I can understand the Hancock criticism, but I was pretty sure from the very beginning that Marvel would probably never allow the Demon in a Bottle storyline in a sequel to their hugely successful comic book film. It doesn’t make good business sense, even though it’s clearly the best story in the many years of Iron Man’s comic book history. But Favreau insists that “There are plenty of story lines to explore from the 40 years of history from that character.” And sure, there is Mandarin, who was set-up with the Ten Rings in the first film, but I’m not sure that villain is big enough to carry a sequel. Jon insists that “There is a lot that is very relevant about that character, in the pool of the landscape that we find ourselves in,” and I wouldn’t disagree.

Also, Favreau has said from the beginning that he would like to direct an Avengers movie. But now that Marvel has made the big announcement, he’s not sure its possible.

“I would love to. Clearly I have stated that ‘The Avengers’ would be fun. But I look at their release schedule and they have announced ‘Iron Man 2′ for 2010 and then ‘Avengers’ for 2011. I know from experience there is no way I could. I don’t know what they have in mind, but there is no way that ‘The Avengers’ could be done in a year. Either they are thinking about somebody else doing it or they have something up their sleeve that I don’t know,” said Favreau, later adding: “Hopefully we end up going for a sequel that is going to be bigger and better than the first one. That’s not always the case with sequels. Sometimes you end up trying to do just rush, and hit a release date. Hopefully this sequel will be driven by the material and driven by good ideas.”

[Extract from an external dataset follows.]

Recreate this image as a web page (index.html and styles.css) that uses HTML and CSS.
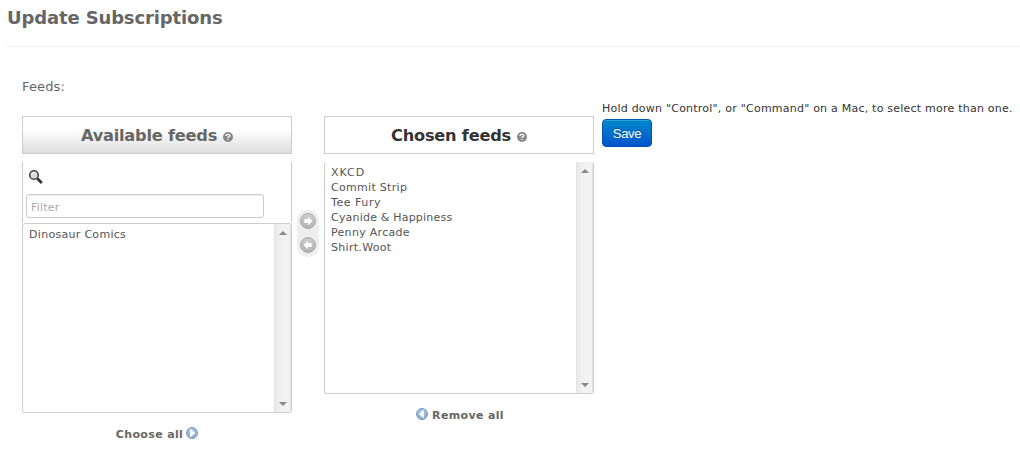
FILE: index.html
```html
<!DOCTYPE html>
<html lang="en">
<head>
<meta charset="utf-8">
<title>Update Subscriptions</title>
<link rel="stylesheet" href="styles.css">
</head>
<body>
<svg class="defs" width="0" height="0" aria-hidden="true">
  <defs>
    <linearGradient id="gray" x1="0" y1="0" x2="0" y2="1"><stop offset="0" stop-color="#cfcfcf"/><stop offset="1" stop-color="#b2b2b2"/></linearGradient>
    <linearGradient id="blue" x1="0" y1="0" x2="0" y2="1"><stop offset="0" stop-color="#a3c3e4"/><stop offset="1" stop-color="#8daccb"/></linearGradient>
    <symbol id="help" viewBox="0 0 10 10"><circle cx="5" cy="5" r="5" fill="#888"/><path d="M3 4V3.3Q3.4 2.3 5 2.3T6.9 3.6Q6.9 4.4 5.8 4.8T5 5.9M5 6.9V8" fill="none" stroke="#fff" stroke-width="1.3"/></symbol>
    <symbol id="arrow" viewBox="0 0 16 16"><circle cx="8" cy="8" r="7.5" fill="url(#gray)" stroke="#a9a9a9"/><path d="M4.3 6H8V3.8L12.5 8L8 12.2V10H4.3Z" fill="#fff"/></symbol>
    <symbol id="play" viewBox="0 0 12 12"><circle cx="6" cy="6" r="5.5" fill="url(#blue)" stroke="#7c9cbd"/><path d="M4.2 2.2H5.2L9.2 6L5.2 9.8H4.2Z" fill="#fff"/></symbol>
  </defs>
</svg>
<h1 class="title"><span>Update Subscriptions</span></h1>
<main class="form">
  <div class="label">Feeds:</div>
  <div class="row">
    <section class="column">
      <h2 class="heading available"><span>Available feeds</span><svg class="help"><use href="#help"/></svg></h2>
      <div class="filter">
        <svg class="search" viewBox="0 0 16 16"><path d="M9.3 9.5L13.8 14" stroke="#333" stroke-width="2.8"/><circle cx="6" cy="6" r="4.3" fill="#d9dddd" stroke="#444" stroke-width="1.6"/><path d="M3.6 5.4Q4.2 3.5 6.5 3.6" fill="none" stroke="#fff"/></svg>
        <input class="input" type="text" placeholder="Filter">
      </div>
      <div class="select short">
        <ul class="options"><li>Dinosaur Comics</li></ul>
        <div class="scrollbar"><i class="up"></i><i class="down"></i></div>
      </div>
      <a class="all choose"><span>Choose all</span><svg><use href="#play"/></svg></a>
    </section>
    <div class="chooser">
      <svg><use href="#arrow"/></svg>
      <svg class="flip"><use href="#arrow"/></svg>
    </div>
    <section class="column">
      <h2 class="heading chosen"><span>Chosen feeds</span><svg class="help"><use href="#help"/></svg></h2>
      <div class="select tall">
        <ul class="options"><li class="loose">XKCD</li><li>Commit Strip</li><li class="wide">Tee Fury</li><li class="snug">Cyanide &amp; Happiness</li><li>Penny Arcade</li><li>Shirt.Woot</li></ul>
        <div class="scrollbar"><i class="up"></i><i class="down"></i></div>
      </div>
      <a class="all remove"><svg class="flip"><use href="#play"/></svg><span>Remove all</span></a>
    </section>
    <div class="side">
      <p class="hint">Hold down "Control", or "Command" on a Mac, to select more than one.</p>
      <button class="save" type="button">Save</button>
    </div>
  </div>
</main>
</body>
</html>
```
FILE: styles.css
```css
* { box-sizing: border-box; }
body {
  margin: 0;
  height: 451px;
  overflow: hidden;
  background: #fff;
  color: #666;
  font: 11px/15px "DejaVu Sans", Verdana, sans-serif;
}
.defs { position: absolute; }
h1, h2, p, ul { margin: 0; padding: 0; }
ul { list-style: none; }
svg { flex: none; }
.flip { transform: scaleX(-1); }
.title {
  margin-left: 7px;
  height: 47px;
  padding-top: 6px;
  border-bottom: 1px solid #eee;
  font-size: 18px;
  line-height: 24px;
  letter-spacing: -0.14px;
  white-space: nowrap;
}
.form { padding: 31px 0 0 22px; }
.label { height: 22px; font-size: 13px; line-height: 18px; letter-spacing: 0.15px; }
.row { display: flex; align-items: flex-start; }
.column { width: 270px; padding-top: 16px; display: flex; flex-direction: column; }
.heading {
  display: flex;
  align-items: center;
  justify-content: center;
  gap: 6px;
  height: 38px;
  padding-top: 1px;
  margin-bottom: 8px;
  border: 1px solid #ccc;
  font-size: 16.2px;
  line-height: 24px;
  letter-spacing: -0.22px;
  white-space: nowrap;
}
.available { background: linear-gradient(#fff 35%, #ddd); }
.chosen { color: #333; }
.help { width: 10px; height: 10px; margin-top: 3px; }
.filter {
  height: 61px;
  padding: 7px 3px 0;
  border: solid #ccc;
  border-width: 0 1px;
}
.search { display: block; width: 16px; height: 16px; margin: 0 0 9px 2px; }
.input {
  display: block;
  width: 238px;
  height: 24px;
  padding: 2px 4px 0;
  border: 1px solid #ccc;
  border-radius: 3px;
  box-shadow: inset 0 1px 1px #eee;
  font: 11px/15px "DejaVu Sans", Verdana, sans-serif;
  letter-spacing: 0.2px;
}
.input::placeholder { color: #aaa; opacity: 1; }
.select {
  display: flex;
  justify-content: space-between;
  border: 1px solid #ccc;
  border-radius: 3px;
  color: #555;
}
.short { height: 190px; }
.tall { height: 232px; border-top: 0; }
.options { padding: 3px 6px; letter-spacing: 0.3px; white-space: nowrap; }
.loose { letter-spacing: 0.95px; }
.wide { letter-spacing: 0.55px; }
.snug { letter-spacing: 0.2px; }
.scrollbar {
  width: 17px;
  display: flex;
  flex-direction: column;
  align-items: center;
  justify-content: space-between;
  padding: 7px 0 6px;
  border-left: 1px solid #e3e3e3;
  border-right: 1px solid #e3e3e3;
  background: linear-gradient(90deg, #e9e9e9, #f2f2f2 50%);
}
.up, .down { width: 0; height: 0; border: solid transparent; border-width: 0 4px; }
.up { border-bottom: 4px solid #888; }
.down { border-top: 4px solid #888; }
.all {
  display: flex;
  align-items: center;
  justify-content: center;
  gap: 4px;
  height: 16px;
  margin-top: 13px;
  font-weight: bold;
  letter-spacing: 0.35px;
  white-space: nowrap;
}
.choose { gap: 3px; }
.remove { padding-left: 2px; }
.all svg { width: 12px; height: 12px; margin-top: -2px; }
.chooser {
  width: 22px;
  height: 47px;
  margin: 110px 5px 0;
  padding: 3px;
  border-radius: 11px;
  background: #eee;
  display: flex;
  flex-direction: column;
  gap: 8px;
}
.chooser svg { width: 16px; height: 16px; }
.side { margin-left: 8px; }
.hint { height: 19px; padding-top: 1px; color: #333; letter-spacing: 0.225px; white-space: nowrap; }
.save {
  display: block;
  width: 50px;
  height: 28px;
  padding: 2px 0 0;
  border: 1px solid #0055b3;
  border-radius: 4px;
  background: linear-gradient(#0088cc, #0055cc);
  box-shadow: inset 0 1px 0 rgba(255,255,255,.2);
  color: #fff;
  font: 13px/18px "Liberation Sans", Arial, sans-serif;
  letter-spacing: -0.3px;
  text-shadow: 0 -1px 0 rgba(0,0,0,.25);
}
```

We can only hope. But when you start making business decisions over creative decisions (No alcoholism in our highly profitable superhero film), it usually leads to second rate results. You can read the full interview with Favreau over on Collider.

Jon Favreau Still Not Signed to Iron Man Sequel

Jon Favreau

As of Tuesday morning, Jon Favreau is still unsigned for a Iron Man sequel.

“They haven’t offered me anything yet,” Favreau told Howard Stern. “They’re all talking – they want to do it, they even announced a date.”

After much harassment from Stern, Favreau revealed that he made $4 million for the first film and has a NET profit deal which would give him a very small percentage of the money once the film begins to turn a profit. But Farveau says he won’t see any money of that Net profit money for years, if at all. Jon claims that while Elf cost only $32 million to film, and made over $125 million at the box office, the film technically still hasn’t made a profit yet. That’s shady Hollywood accounting for you. Favreau estimated that Iron Man was probably made for around $140 million. And while all the stars of the first film are signed to three films, Farveau admits that doesn’t necessarily mean they have to come back.

“They’re all signed for three but it doesn’t work that way. That all goes out the window when you make $100 million dollars,” said Favreau. “Because people want to have a good relationship with the people they are working with, and if they’re making that kind of money, it’s an understanding that they’re going to negotiate.”

Favreau also confirmed that if he were signed on for a sequel, he is interested in taking on the infamous Demonl in a Bottle storyline.